Because that is the real excitement of racing, man vs. man in the form of man with plenty of everything vs. man trying to make up the gap between reality and expectation in the battle of machine vs. machine. The turbine may have been the fastest car at Indy for several years in the late 1960's, but it would never win. It sure did make it exciting. Just as it was exciting to see a 1971 race in Pocono Pennsylvania with the top 5 finishers in 5 dramatically different cars. 4th place was taken by a conventional engined descendant of the turbine that broke 9 laps from winning the 1968 race. A 6 year old design from Orange County that won one quarter of the races that year was not represented in that finish.
And that early 1970's era was my choice for the most exciting time in Indy racing, culminating in some 40 chassis' of at least 8 new designs arriving for the 1972 Indy 500, though 13 of the 33 starting spots would be snatched by 9 types of old technology, each highly modified of course, as some of the new cars just didn't work out. Some of those old cars required some last minute modernization right at qualifying time. Still a stunning development, the old cars had always continued to be recycled and sometimes win the race literally up until that year. In fact, the dominant new design the year before that prompted the revolution had settled for 2nd place in the '71 500 as Al Unser Sr. drove his "Didn't have a chance" previous years winner to back to back victories in '70-71 when McLaren driver and Revlon heir Peter Revson fumbled away the top spot.
But the 9 hybrid concepts of old/new were never a factor in the '72 race. And again, the dominant new Dan Gurney Eagle chassis from Santa Ana let victory slip away, as the updated McLaren finally had its' day. The Eagle won 4 of the 10 races that year, the new Parnelli design won 3, the new McLaren won only at Indy while year old McLarens' won twice.
For the following decade, it would be normal to see 10 or more designs make up the starting lineup, with the individual cars often customized by teams to further separate them. But by 1982 more than half the field would be running the March Engineering car, with the popular alternative being to run an older Penske car until that team also had some of the 27 March cars in the 1985 500. The era of the dominant chassis had arrived.
Lola, Reynard, GForce, there would be various makers who would take turns putting most of the cars in the race and usually come out on top, but in 1998 Eddie Cheever gave Dallara their first Indy 500 win, by then there was only 2 makes in the race. In 2005 Danica Patrick made her rookie run in the endangered Panoz design that had managed to win the race just the year before. Patrick would be the final driver to lead the race in something other than a Dallara, finishing 4th with her teammate Vitor Meira in 2nd, the last strong showing by a non Dallara as well as the last time there would be more than one engine represented in the race. In 2007 3 of the old Panoz chassis started in the last 2 rows in their final appearance, bringing an end to the time of design and innovation at Indy. It's been quite a while since the Dallara itself looked any different, that will change in 2012, at least a little. There's been talk of allowing teams to create "Aero packages" that would vary the look slightly, but that has been posponed. So far there has been a few companies offering to sell these packages to as many customers as possible, which would lead to teams all gravitating to the best available package.

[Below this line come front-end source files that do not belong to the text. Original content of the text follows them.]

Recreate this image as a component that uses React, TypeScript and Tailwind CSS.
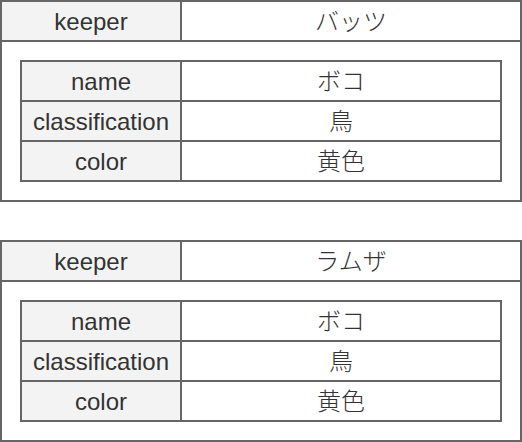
import React from "react";

const font = { fontFamily: '"Liberation Sans", "Noto Sans CJK JP", sans-serif' };

function Card({ keeper }: { keeper: string }) {
  const rows: [string, string][] = [
    ["name", "ボコ"],
    ["classification", "鳥"],
    ["color", "黄色"],
  ];
  return (
    <div className="w-[522px] border-2 border-[#666666] bg-white">
      <div className="flex h-[40px] border-b-2 border-[#666666]">
        <div className="flex w-[180px] items-center justify-center border-r-2 border-[#666666] bg-[#f3f3f3] pt-[1px]">keeper</div>
        <div className="flex flex-1 items-center justify-center pt-[1px] font-light">{keeper}</div>
      </div>
      <div className="p-[18px]">
        <div className="flex flex-col border-2 border-[#666666]">
          {rows.map(([k, v], i) =>
            i < 2 ? (
              <div key={k} className="flex h-[40px] border-b-2 border-[#666666]">
                <div className="flex w-[160px] items-center justify-center border-r-2 border-[#666666] bg-[#f3f3f3] pt-[1px]">{k}</div>
                <div className="flex flex-1 items-center justify-center pt-[1px] font-light">{v}</div>
              </div>
            ) : (
              <div key={k} className="flex h-[38px]">
                <div className="flex w-[160px] items-center justify-center border-r-2 border-[#666666] bg-[#f3f3f3] pt-[1px]">{k}</div>
                <div className="flex flex-1 items-center justify-center pt-[1px] font-light">{v}</div>
              </div>
            )
          )}
        </div>
      </div>
    </div>
  );
}

export default function App() {
  return (
    <div className="flex w-[522px] flex-col gap-[38px] bg-white text-[24px] leading-none text-[#333333]" style={font}>
      <Card keeper="バッツ" />
      <Card keeper="ラムザ" />
    </div>
  );
}
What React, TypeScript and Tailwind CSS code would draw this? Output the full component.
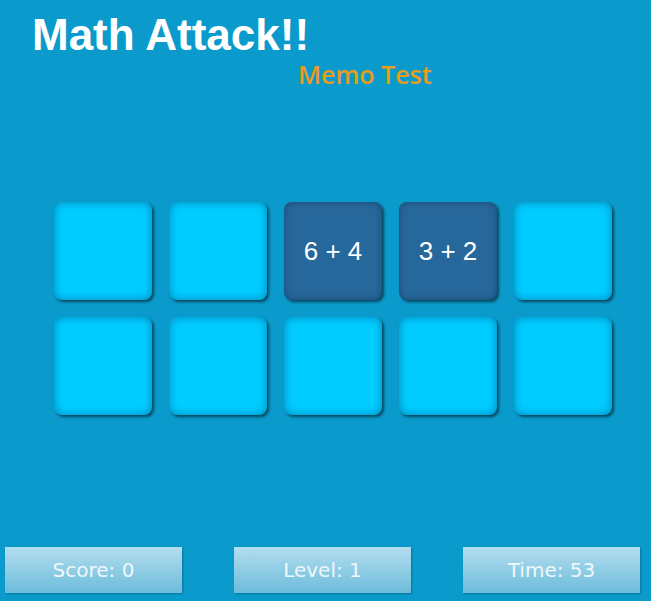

There's always moments when people hold out hope. When the rival Champ Car World Series adopted a newer Panoz as a spec car in 2007, fingers were crossed for a rumored merger to reunify the two racing series and a head to head matchup between the 2 designs. Instead in 2008 the Champ Car teams were handed the old Dallaras from the Indycar teams who were then given new Dallaras to race, and Indy racing remained one car/one idea. This seemed to make that official. Even the return to Indy racing of Lotus, who won in 1965 with Jimmy Clark and in 1967 with A.J. Foyt calling his rebodied Lotus a "Coyote," is with the traditional green and yellow Lotus colors on a Dallara.
Swift Engineering, who offered not just one but 3 variations on their entry for the competition, currently builds cars for other spec racing series, more one and one only racing. They were showing off their prototype for a UAV (Unmanned Aerial Vehicle) at the Long Beach SAMPE (Society for the Advancement of Material Engineering) show in Long Beach days before the Indy 500, a departure from their normal focus on their racing technology. Dan Gurney has departed racing to build UAV's, so there are no more Eagles.
These days building a racing car takes some serious engineering, which takes serious money, leaving the company to want to sell ALL the cars running in a series. How I long for stories of the guy who needed a ride, so his neighbor built a car in his garage for the 1983 race. Or Clint Brawner, poised on the edge of eternity, tearing apart a wrecked Brabham Indycar in late 1964 to learn what he could about how a rear engine racecar was constructed, as the front engine roadsters he was accustomed to working with were fading into history. Brawner Hawks would carry Mario Andretti to rookie of the year at Indy in 1965 as well as 3 Indycar titles in the 5 years he drove them, capped with an Indy 500 victory in 1969.
So it's a shame that the powers that be at Indy have continued to go back on their word to broaden the scope of technology in the Indianapolis 500. This time, again, there was some discussion of just letting the designers race for it, maybe allow all the entered designs to compete. There's even talk of opening up to an additional engine manufacturer. But for now, the only difference is in the paint job. Thank God for sponsorship. Although that's fading away, also.